Wise and Trusting God, help us in the huge element of being grateful.  Through all that you give and all that you bless, aid us in knowing it is you carrying us forward.  In Christ's name.  Amen.

Wednesday, November 7, 2012

On The Day After An Election

I exhort therefore, first of all, that supplications, prayers, intercessions, thanksgivings, be made for all men; for kings and all that are in high place; that we may lead a tranquil and quiet life in all godliness and gravity. -- I Timothy 2:1-2 (American Standard)

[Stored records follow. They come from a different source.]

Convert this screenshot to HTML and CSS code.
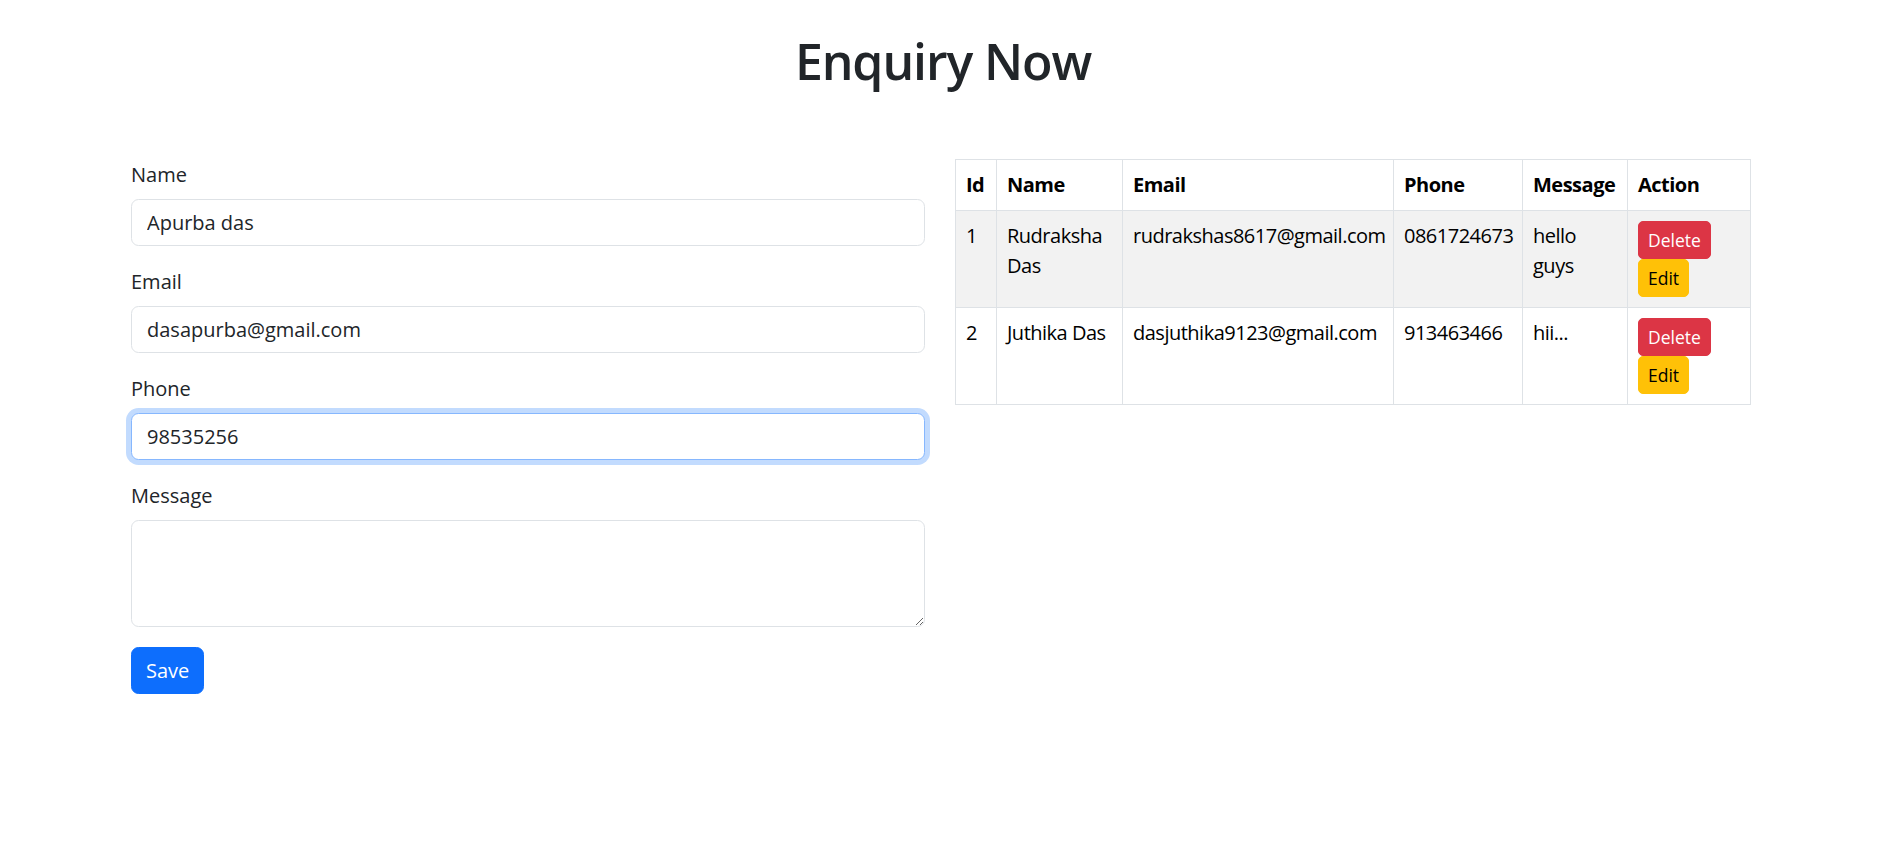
FILE: index.html
```html
<!DOCTYPE html>
<html lang="en">
<head>
<meta charset="utf-8">
<title>Enquiry Now</title>
<link rel="stylesheet" href="styles.css">
</head>
<body>
  <h1 class="page-title">Enquiry Now</h1>
  <div class="container">
    <div class="layout">
      <form class="enquiry-form">
        <div class="field">
          <label class="field-label" for="name">Name</label>
          <input class="field-input" id="name" type="text" value="Apurba das">
        </div>
        <div class="field">
          <label class="field-label" for="email">Email</label>
          <input class="field-input" id="email" type="email" value="dasapurba@gmail.com">
        </div>
        <div class="field">
          <label class="field-label" for="phone">Phone</label>
          <input class="field-input is-focused" id="phone" type="text" value="98535256">
        </div>
        <div class="field">
          <label class="field-label" for="message">Message</label>
          <textarea class="field-input field-textarea" id="message"></textarea>
        </div>
        <button type="button" class="btn btn-primary">Save</button>
      </form>

      <div class="table-wrap">
        <table class="data-table">
          <colgroup>
            <col class="c-id">
            <col class="c-name">
            <col class="c-email">
            <col class="c-phone">
            <col class="c-message">
            <col class="c-action">
          </colgroup>
          <thead>
            <tr>
              <th>Id</th>
              <th>Name</th>
              <th>Email</th>
              <th>Phone</th>
              <th>Message</th>
              <th>Action</th>
            </tr>
          </thead>
          <tbody>
            <tr>
              <td>1</td>
              <td>Rudraksha Das</td>
              <td>rudrakshas8617@gmail.com</td>
              <td>0861724673</td>
              <td>hello guys</td>
              <td>
                <div class="actions">
                  <button type="button" class="btn btn-sm btn-danger">Delete</button>
                  <button type="button" class="btn btn-sm btn-warning">Edit</button>
                </div>
              </td>
            </tr>
            <tr>
              <td>2</td>
              <td>Juthika Das</td>
              <td>dasjuthika9123@gmail.com</td>
              <td>913463466</td>
              <td>hii...</td>
              <td>
                <div class="actions">
                  <button type="button" class="btn btn-sm btn-danger">Delete</button>
                  <button type="button" class="btn btn-sm btn-warning">Edit</button>
                </div>
              </td>
            </tr>
          </tbody>
        </table>
      </div>
    </div>
  </div>
</body>
</html>
```

FILE: styles.css
```css
* {
  box-sizing: border-box;
}

html, body {
  margin: 0;
  padding: 0;
  background: #fff;
}

body {
  font-family: "Segoe UI", "Open Sans", "Noto Sans", sans-serif;
  font-size: 20px;
  line-height: 30px;
  color: #212529;
}

.page-title {
  margin: 31px 0 0;
  font-size: 50px;
  line-height: 60px;
  font-weight: 600;
  letter-spacing: -1.1px;
  text-align: center;
  color: #212529;
}

.container {
  max-width: 1650px;
  margin: 68px auto 0;
  padding: 0 17px 0 13px;
}

.layout {
  display: grid;
  grid-template-columns: 1fr 1fr;
  column-gap: 30px;
  align-items: start;
}

.enquiry-form {
  display: flex;
  flex-direction: column;
  align-items: flex-start;
}

.field {
  width: 100%;
  margin-bottom: 20px;
}

.field-label {
  display: block;
  margin-bottom: 10px;
  padding-top: 1px;
  height: 30px;
  line-height: 30px;
}

.field-input {
  display: block;
  width: 100%;
  height: 47px;
  padding: 0 15px;
  font-family: inherit;
  font-size: 20px;
  line-height: 30px;
  color: #212529;
  background: #fff;
  border: 1px solid #dee2e6;
  border-radius: 7.5px;
  outline: none;
}

.field-input.is-focused {
  border-color: #86b7fe;
  box-shadow: 0 0 0 5px rgba(13, 110, 253, 0.25);
}

.field-textarea {
  height: 107px;
  padding: 7px 15px;
  resize: vertical;
}

.btn {
  display: inline-block;
  font-family: inherit;
  font-weight: 400;
  text-align: center;
  white-space: nowrap;
  cursor: pointer;
  border: 1px solid transparent;
}

.btn-primary {
  height: 47px;
  padding: 0 14px;
  font-size: 20px;
  line-height: 30px;
  border-radius: 7.5px;
  color: #fff;
  background: #0d6efd;
  border-color: #0d6efd;
}

.btn-sm {
  height: 38px;
  padding: 0 9px;
  font-size: 17.5px;
  line-height: 26px;
  border-radius: 5px;
}

.btn-danger {
  color: #fff;
  background: #dc3545;
  border-color: #dc3545;
}

.btn-warning {
  color: #000;
  background: #ffc107;
  border-color: #ffc107;
}

.data-table {
  width: 100%;
  table-layout: fixed;
  border-collapse: collapse;
  color: #000;
  border: 1px solid #dee2e6;
}

.c-id { width: 41px; }
.c-name { width: 126px; }
.c-email { width: 271px; }
.c-phone { width: 129px; }
.c-message { width: 105px; }
.c-action { width: 123px; }

.data-table th,
.data-table td {
  padding: 10px;
  border: 1px solid #dee2e6;
  text-align: left;
  vertical-align: top;
  line-height: 30px;
  letter-spacing: -0.5px;
}

.data-table th {
  font-weight: 700;
  white-space: nowrap;
}

.data-table tbody tr:nth-child(odd) td {
  background: #f2f2f2;
}

.actions {
  display: flex;
  flex-direction: column;
  align-items: flex-start;
}

.actions .btn {
  letter-spacing: 0;
}
```
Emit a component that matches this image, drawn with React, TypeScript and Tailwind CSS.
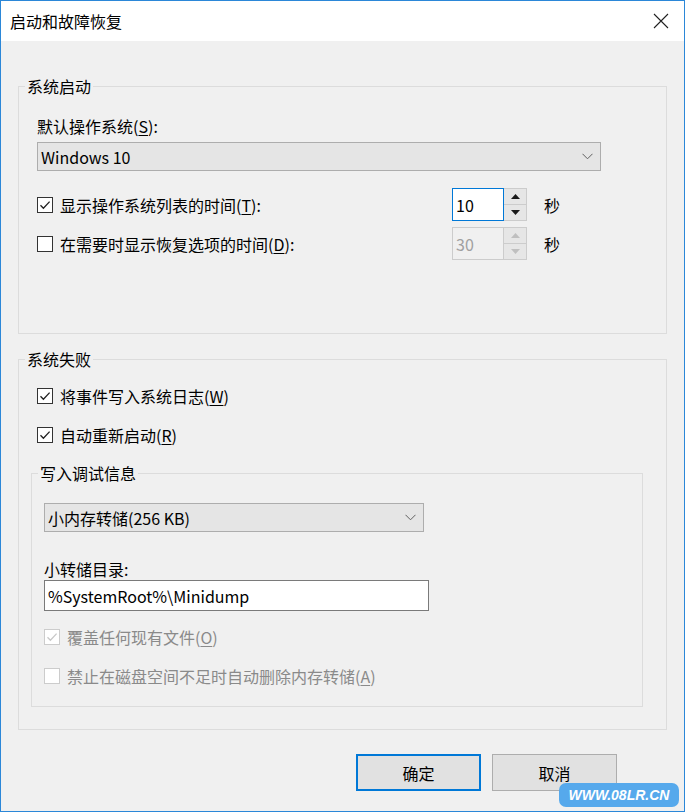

On a day after the elections in the United States, I have heard and seen multitudes celebrating the wins of their candidates, as well as masses crying for the losses.  (Both of these responses bother me.  After all, is not God fully in charge?)  Today is a new day.  The Apostle Paul gives some good advice for this new day.  With deepest humility we should take frequent timeouts to pause and use it for a prayer break.  There is much to be grateful for in a nation so abundantly blessed.  There are plenty of problems the nation faces which need intercessions.  There are plenty of leaders (new and old) who need our supplications and prayers.  This verse affirms what the reward for our prayer is.  After all the turmoil of the past couple months in our national life, the words: "tranquil" and "quiet life" sound especially good.  Are you ready for some calm and tranquility?  Then put aside whether "you" won or lost in your votes and simply pray for them; pray for them ALL.  The losers have as much to contribute as the winners, and without a solid ground encircled by God's gravity and centering we will devolve into bickering, upset and increased trouble.  The nation does not need self-centered interests, animosity, and arguments as much as it needs the godliness and quiet life that true and regular prayer will bring.